Precisamente el hecho de que Haneke rodase el mismo film, escena por escena, con actores norteamericanos, sólo varios años después del estreno del original (¿francés o austriaco?), me hizo pensar que quizá me estaba perdiendo una joya apartada injustamente de la circulación por las distribuidoras convencionales. Recordé el caso de la excelente Ciudad de Dios, que primeramente pasó casi desapercibida para volver a estrenarse tras los galardones recibidos en los Oscar de 2003.
No era este el caso, desde luego. Película pretenciosa y unidimensional, Funny Games se plantea el reto de mostrar el mal absoluto a través de la arbitraria crueldad de dos niñatos aristócratas de rostro aparentemente angelical. Dejando de lado la coherencia argumental (qué importa eso para un posmoderno, ¿verdad?), Haneke nos narra una historia repugnante y previsible, cuya finalidad última termina haciendo de la película una réplica en negativo de aquello que pretende contrarrestar o abolir.
Me explico: Funny Games habla desde un comienzo al espectador primario, irreflexivo y sentimental que todos llevamos dentro, justo aquel que toman como interlocutor único las pelis prefabricadas y elementales de la factoría hollywoodiense. Pretende conmoverlo, sacarlo a la luz y confrontarlo con su negación. Si en una ‘americanada’ (perdón) tenemos desde el inicio la seguridad de que los buenos terminarán venciendo, de que el bien es inexorable y acabará imponiéndose, en este bodrio tenemos desde el comienzo la certeza de que el mal es inevitable y primará sobre cualquier sentimentalismo.

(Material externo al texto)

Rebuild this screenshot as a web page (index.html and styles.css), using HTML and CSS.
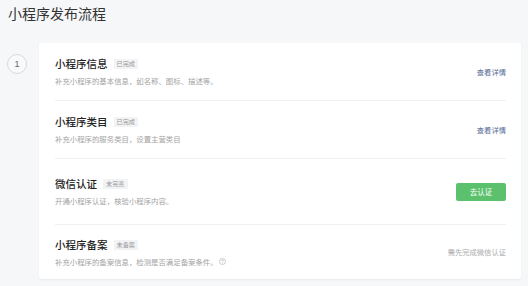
FILE: index.html
```html
<!DOCTYPE html>
<html lang="zh-CN">
<head>
    <meta charset="UTF-8">
    <title>小程序发布流程</title>
    <link rel="stylesheet" href="styles.css">
</head>
<body>
    <div class="page">
        <h1 class="page-title">小程序发布流程</h1>
        <div class="step">
            <div class="step-num">1</div>
            <div class="card">
                <div class="item">
                    <div class="item-main">
                        <div class="item-title">小程序信息<span class="tag">已完成</span></div>
                        <div class="item-desc">补充小程序的基本信息，如名称、图标、描述等。</div>
                    </div>
                    <a class="item-link" href="#">查看详情</a>
                </div>
                <div class="item">
                    <div class="item-main">
                        <div class="item-title">小程序类目<span class="tag">已完成</span></div>
                        <div class="item-desc">补充小程序的服务类目，设置主营类目</div>
                    </div>
                    <a class="item-link" href="#">查看详情</a>
                </div>
                <div class="item item-tall">
                    <div class="item-main">
                        <div class="item-title">微信认证<span class="tag">未完善</span></div>
                        <div class="item-desc">开通小程序认证，核验小程序内容。</div>
                    </div>
                    <button class="btn-primary">去认证</button>
                </div>
                <div class="item item-last">
                    <div class="item-main">
                        <div class="item-title">小程序备案<span class="tag">未备案</span></div>
                        <div class="item-desc">补充小程序的备案信息，检测是否满足备案条件。<svg class="help" viewBox="0 0 12 12" width="7" height="7"><circle cx="6" cy="6" r="5.2" fill="none" stroke="#a8a8a8" stroke-width="1"/><path d="M4.4 4.7a1.6 1.6 0 1 1 2.3 1.4c-.5.3-.7.6-.7 1.1v.4" fill="none" stroke="#a8a8a8" stroke-width="1"/><circle cx="6" cy="9" r=".6" fill="#a8a8a8"/></svg></div>
                    </div>
                    <span class="item-note">需先完成微信认证</span>
                </div>
            </div>
        </div>
    </div>
</body>
</html>
```

FILE: styles.css
```css
html, body {
    margin: 0;
    padding: 0;
    height: 100%;
    background: #f6f7f9;
}
body {
    font-family: "Noto Sans CJK SC", "Noto Sans", sans-serif;
    color: #333;
    overflow: hidden;
}
.page {
    padding: 4px 7px 0 8px;
}
.page-title {
    margin: 0;
    font-size: 14px;
    line-height: 18px;
    font-weight: normal;
    color: #333;
}
/* Step row with number and card */
.step {
    display: flex;
    align-items: flex-start;
    margin-top: 21px;
}
.step-num {
    width: 18px;
    height: 18px;
    margin: 11px 0 0 -1px;
    border: 1px solid #d9d9d9;
    border-radius: 50%;
    background: #f9fafb;
    color: #666;
    font-family: "Liberation Sans", sans-serif;
    font-size: 9px;
    line-height: 18px;
    text-align: center;
}
.card {
    flex: 1;
    margin-left: 12px;
    padding: 0 15px 0 16px;
    background: #fff;
    border-radius: 2px;
    box-shadow: 0 1px 2px rgba(0, 0, 0, 0.06);
}
.item {
    display: flex;
    align-items: center;
    justify-content: space-between;
    height: 57px;
    border-bottom: 1px solid #f0f0f0;
}
.item-tall {
    height: 65px;
}
.item-last {
    height: 54px;
    border-bottom: none;
}
.item-title {
    display: flex;
    align-items: center;
    font-size: 10.5px;
    line-height: 14px;
    font-weight: 500;
    color: #222;
}
.tag {
    margin-left: 6px;
    padding: 0 3px;
    background: #f2f3f5;
    color: #999;
    font-size: 6.2px;
    line-height: 10px;
    font-weight: normal;
}
.item-desc {
    display: flex;
    align-items: center;
    margin-top: 4px;
    font-size: 7.4px;
    line-height: 11px;
    color: #a3a3a3;
}
.help {
    margin-left: 1px;
}
.item-link {
    font-size: 7.3px;
    color: #576b95;
    text-decoration: none;
}
.btn-primary {
    width: 50px;
    height: 18px;
    padding: 0;
    border: none;
    border-radius: 2px;
    background: #5cc16c;
    color: #fff;
    font-family: inherit;
    font-size: 7.5px;
    cursor: pointer;
}
.item-note {
    font-size: 7.3px;
    color: #ababab;
}
```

Mientras Van Dame aniquilará a los villanos, los asesinos gratuitos de Funny Games despedazarán fatalmente a sus inocentes víctimas.
La estructura bipolar criticada, aquella que opone a buenos y malos, se invierte, pero permanece, después de todo, intacta. La salida de la caverna, la superación de nuestros reflejos culturales rudimentarios, tan alimentados por la industria cultural, son aquí pretendidos con la altivez propia del esnobismo, que desea situarse en una órbita ajena por completo a la de los bajos instintos, las reacciones inmediatas y el deseo infantil de que ganen los buenos. El resultado, como puede imaginarse, no es sino, por un lado, la autosatisfacción del intelectual por sentirse ‘diferente’, superior y de más exquisita y estilizada sensibilidad, y por otro, la confirmación de los esquemas simplistas y unívocos de la sensibilidad tosca del populacho, justo aquello que, solo en apariencia, se pretendía socavar.
Si alguien quiere adentrarse en el mal absoluto, con todas sus contrariedades, le recomiendo mejor al siniestro Brando de Apocalyspe Now. Si alguien desea contemplar la irreversibilidad de lo malo y lo injusto, que vea la perturbadora Tropa de Élite, sobre cuya pista me puso, y aquí lo agradezco, el amigo Crates de Tebas.